(Work to be completed) Keep only the lines of the data below that contain "this", and copy them.

########################################

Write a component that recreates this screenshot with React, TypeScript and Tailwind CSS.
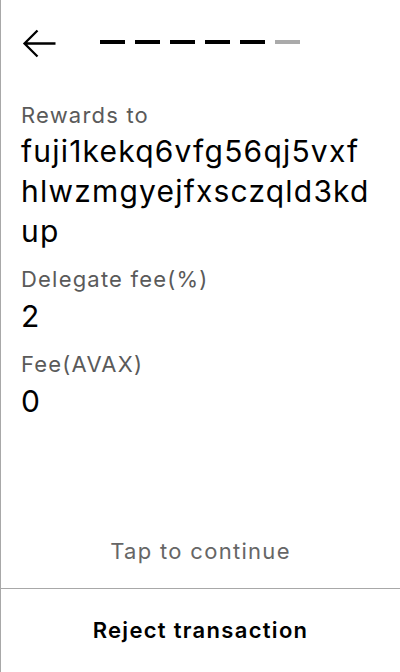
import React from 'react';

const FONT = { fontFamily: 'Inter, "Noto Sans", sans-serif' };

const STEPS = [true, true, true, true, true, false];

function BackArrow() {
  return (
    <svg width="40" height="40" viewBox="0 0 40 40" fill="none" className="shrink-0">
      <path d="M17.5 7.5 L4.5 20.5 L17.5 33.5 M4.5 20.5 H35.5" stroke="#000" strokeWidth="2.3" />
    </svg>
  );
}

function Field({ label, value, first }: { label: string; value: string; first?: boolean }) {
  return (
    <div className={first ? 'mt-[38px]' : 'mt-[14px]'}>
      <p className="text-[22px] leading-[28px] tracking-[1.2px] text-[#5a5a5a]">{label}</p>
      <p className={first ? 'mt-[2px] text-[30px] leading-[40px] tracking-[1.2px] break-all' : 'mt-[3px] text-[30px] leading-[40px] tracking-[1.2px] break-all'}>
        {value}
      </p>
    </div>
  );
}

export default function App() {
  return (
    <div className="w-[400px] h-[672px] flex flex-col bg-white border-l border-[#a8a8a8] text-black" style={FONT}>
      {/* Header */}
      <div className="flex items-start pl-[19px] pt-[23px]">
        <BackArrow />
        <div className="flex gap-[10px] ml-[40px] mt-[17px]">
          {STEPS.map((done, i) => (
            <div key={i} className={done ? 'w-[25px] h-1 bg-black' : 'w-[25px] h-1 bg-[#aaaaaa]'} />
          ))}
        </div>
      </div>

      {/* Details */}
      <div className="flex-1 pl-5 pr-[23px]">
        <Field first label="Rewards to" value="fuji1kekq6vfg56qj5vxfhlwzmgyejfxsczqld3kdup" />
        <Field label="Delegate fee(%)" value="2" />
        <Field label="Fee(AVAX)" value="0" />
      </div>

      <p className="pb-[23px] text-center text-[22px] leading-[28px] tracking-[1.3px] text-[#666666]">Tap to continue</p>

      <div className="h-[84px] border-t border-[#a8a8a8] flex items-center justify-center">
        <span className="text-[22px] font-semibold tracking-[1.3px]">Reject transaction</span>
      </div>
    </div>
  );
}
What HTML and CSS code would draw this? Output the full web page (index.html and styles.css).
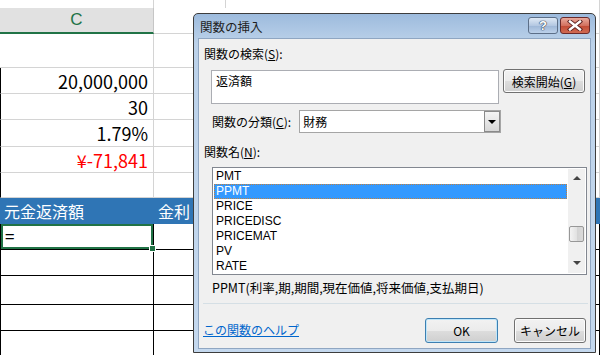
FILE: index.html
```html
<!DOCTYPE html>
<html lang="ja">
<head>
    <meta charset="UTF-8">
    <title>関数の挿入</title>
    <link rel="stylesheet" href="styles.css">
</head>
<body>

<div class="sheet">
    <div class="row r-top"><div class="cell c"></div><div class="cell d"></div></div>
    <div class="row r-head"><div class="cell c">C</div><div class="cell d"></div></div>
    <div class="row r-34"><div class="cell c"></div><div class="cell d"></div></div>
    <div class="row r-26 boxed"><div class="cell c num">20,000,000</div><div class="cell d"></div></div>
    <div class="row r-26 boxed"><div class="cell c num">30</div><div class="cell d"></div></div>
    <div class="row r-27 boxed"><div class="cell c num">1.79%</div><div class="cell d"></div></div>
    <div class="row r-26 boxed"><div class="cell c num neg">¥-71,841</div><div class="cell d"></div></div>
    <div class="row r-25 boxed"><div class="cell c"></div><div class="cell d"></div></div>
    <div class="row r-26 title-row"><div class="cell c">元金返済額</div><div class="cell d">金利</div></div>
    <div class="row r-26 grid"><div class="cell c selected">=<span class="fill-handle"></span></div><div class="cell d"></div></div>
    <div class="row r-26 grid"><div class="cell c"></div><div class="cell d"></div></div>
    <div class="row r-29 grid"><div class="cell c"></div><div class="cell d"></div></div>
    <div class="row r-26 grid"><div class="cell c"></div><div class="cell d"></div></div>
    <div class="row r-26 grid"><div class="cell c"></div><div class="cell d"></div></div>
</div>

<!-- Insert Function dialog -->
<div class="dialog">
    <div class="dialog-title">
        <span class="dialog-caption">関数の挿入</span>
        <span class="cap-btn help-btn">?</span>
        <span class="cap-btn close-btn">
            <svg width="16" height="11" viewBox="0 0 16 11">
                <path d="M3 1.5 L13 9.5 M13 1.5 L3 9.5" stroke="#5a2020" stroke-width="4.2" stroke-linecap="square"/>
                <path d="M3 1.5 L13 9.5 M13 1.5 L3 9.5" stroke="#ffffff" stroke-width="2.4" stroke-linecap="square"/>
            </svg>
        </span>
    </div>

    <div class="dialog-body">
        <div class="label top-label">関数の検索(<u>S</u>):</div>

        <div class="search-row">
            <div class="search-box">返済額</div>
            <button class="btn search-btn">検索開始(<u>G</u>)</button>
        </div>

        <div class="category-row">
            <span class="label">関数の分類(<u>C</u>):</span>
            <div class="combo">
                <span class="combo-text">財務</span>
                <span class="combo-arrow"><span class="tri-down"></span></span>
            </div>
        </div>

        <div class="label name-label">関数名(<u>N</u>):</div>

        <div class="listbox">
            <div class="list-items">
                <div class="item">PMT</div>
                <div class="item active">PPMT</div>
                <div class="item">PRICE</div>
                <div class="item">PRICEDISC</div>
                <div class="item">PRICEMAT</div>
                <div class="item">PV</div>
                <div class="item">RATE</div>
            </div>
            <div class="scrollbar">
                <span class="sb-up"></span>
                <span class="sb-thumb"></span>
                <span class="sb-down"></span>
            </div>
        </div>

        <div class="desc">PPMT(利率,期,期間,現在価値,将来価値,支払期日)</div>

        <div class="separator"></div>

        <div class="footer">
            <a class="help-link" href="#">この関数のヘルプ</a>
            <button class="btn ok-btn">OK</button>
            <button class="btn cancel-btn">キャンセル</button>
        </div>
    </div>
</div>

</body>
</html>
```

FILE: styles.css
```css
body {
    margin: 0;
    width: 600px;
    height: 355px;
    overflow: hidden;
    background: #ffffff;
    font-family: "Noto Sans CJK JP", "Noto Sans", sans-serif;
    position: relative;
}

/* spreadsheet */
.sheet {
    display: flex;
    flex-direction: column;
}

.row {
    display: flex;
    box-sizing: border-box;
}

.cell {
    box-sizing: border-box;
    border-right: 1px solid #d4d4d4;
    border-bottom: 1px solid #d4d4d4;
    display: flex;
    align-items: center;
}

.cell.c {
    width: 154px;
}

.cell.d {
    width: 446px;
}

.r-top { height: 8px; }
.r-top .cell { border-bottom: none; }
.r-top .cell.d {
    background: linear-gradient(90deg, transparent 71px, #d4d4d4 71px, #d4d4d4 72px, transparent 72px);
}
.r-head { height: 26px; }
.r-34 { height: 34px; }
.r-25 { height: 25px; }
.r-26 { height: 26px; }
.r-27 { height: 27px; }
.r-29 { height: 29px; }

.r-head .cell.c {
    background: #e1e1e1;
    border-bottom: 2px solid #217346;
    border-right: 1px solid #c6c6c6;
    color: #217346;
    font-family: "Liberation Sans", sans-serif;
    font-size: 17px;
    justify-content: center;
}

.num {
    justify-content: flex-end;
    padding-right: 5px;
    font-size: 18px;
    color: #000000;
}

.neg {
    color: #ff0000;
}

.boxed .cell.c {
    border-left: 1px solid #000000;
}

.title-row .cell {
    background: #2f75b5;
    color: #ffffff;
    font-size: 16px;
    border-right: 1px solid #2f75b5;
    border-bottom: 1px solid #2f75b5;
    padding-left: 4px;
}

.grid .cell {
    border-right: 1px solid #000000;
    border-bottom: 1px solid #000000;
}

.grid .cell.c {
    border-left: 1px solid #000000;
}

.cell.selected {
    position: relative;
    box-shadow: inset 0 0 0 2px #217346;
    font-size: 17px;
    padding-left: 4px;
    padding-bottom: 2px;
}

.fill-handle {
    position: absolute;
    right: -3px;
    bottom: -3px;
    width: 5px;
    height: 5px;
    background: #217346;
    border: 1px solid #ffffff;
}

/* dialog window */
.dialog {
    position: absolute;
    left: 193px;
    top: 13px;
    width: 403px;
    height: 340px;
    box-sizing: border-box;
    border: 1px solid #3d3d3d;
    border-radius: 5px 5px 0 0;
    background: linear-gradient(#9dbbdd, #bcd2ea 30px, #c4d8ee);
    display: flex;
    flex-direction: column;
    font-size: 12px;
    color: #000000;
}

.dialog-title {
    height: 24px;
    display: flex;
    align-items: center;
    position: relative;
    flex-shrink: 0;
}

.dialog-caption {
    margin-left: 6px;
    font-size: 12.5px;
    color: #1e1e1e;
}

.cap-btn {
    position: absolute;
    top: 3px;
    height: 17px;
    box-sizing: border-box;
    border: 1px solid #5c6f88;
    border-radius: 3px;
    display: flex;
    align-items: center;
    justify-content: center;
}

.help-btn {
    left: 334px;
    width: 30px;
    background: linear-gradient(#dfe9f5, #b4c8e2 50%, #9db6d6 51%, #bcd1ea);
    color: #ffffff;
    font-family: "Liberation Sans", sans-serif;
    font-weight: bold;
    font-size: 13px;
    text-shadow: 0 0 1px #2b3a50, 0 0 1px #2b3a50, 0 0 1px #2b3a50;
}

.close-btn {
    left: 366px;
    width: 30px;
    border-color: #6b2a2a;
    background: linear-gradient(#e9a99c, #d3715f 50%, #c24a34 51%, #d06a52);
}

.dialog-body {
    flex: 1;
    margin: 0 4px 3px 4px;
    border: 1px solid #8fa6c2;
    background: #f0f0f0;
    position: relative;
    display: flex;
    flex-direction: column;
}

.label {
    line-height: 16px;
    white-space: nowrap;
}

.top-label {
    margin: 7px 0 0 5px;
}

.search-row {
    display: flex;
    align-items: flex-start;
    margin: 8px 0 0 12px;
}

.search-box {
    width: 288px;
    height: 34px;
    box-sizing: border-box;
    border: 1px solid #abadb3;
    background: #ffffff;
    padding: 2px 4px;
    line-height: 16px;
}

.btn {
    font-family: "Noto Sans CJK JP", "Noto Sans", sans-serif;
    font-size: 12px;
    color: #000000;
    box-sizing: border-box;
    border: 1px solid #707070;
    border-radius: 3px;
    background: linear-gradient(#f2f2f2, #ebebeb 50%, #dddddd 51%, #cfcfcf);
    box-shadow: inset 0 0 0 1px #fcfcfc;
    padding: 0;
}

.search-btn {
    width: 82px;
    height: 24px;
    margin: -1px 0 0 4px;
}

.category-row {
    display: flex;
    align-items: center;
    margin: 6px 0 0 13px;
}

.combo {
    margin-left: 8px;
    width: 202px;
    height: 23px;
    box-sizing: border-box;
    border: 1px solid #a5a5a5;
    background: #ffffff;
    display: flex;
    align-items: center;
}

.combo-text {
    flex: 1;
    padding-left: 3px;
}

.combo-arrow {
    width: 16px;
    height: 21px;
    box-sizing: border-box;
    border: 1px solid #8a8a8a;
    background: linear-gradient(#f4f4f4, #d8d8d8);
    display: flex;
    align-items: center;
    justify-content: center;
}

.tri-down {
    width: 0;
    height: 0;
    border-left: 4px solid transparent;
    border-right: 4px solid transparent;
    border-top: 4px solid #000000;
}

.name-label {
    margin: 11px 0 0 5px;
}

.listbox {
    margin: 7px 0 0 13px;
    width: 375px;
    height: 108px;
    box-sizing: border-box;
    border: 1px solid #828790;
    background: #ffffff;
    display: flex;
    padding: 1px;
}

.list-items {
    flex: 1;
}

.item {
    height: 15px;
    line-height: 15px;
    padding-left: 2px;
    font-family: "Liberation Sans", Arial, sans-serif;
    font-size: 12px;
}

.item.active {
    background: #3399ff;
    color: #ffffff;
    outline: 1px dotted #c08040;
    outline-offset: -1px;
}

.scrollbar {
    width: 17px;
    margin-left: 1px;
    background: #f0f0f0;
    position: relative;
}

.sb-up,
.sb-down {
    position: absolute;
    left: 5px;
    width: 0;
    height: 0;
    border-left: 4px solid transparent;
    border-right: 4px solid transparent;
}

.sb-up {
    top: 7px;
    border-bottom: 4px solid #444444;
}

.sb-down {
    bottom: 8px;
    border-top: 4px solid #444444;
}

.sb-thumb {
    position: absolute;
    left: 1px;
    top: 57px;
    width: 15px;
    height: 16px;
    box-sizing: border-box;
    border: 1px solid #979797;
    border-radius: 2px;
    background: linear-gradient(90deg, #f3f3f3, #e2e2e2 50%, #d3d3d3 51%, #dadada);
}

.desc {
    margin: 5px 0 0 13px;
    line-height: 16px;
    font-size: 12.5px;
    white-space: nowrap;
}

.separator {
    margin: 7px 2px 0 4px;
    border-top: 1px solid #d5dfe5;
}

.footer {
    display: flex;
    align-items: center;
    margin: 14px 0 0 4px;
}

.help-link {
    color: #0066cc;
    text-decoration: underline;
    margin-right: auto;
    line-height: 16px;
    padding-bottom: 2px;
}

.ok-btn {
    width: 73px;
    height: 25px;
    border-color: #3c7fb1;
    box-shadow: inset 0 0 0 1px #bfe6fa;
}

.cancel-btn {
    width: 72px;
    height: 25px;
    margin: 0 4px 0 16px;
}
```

########################################

(Finished exercise)
Write a component that recreates this screenshot with React, TypeScript and Tailwind CSS.
What HTML and CSS code would draw this? Output the full web page (index.html and styles.css).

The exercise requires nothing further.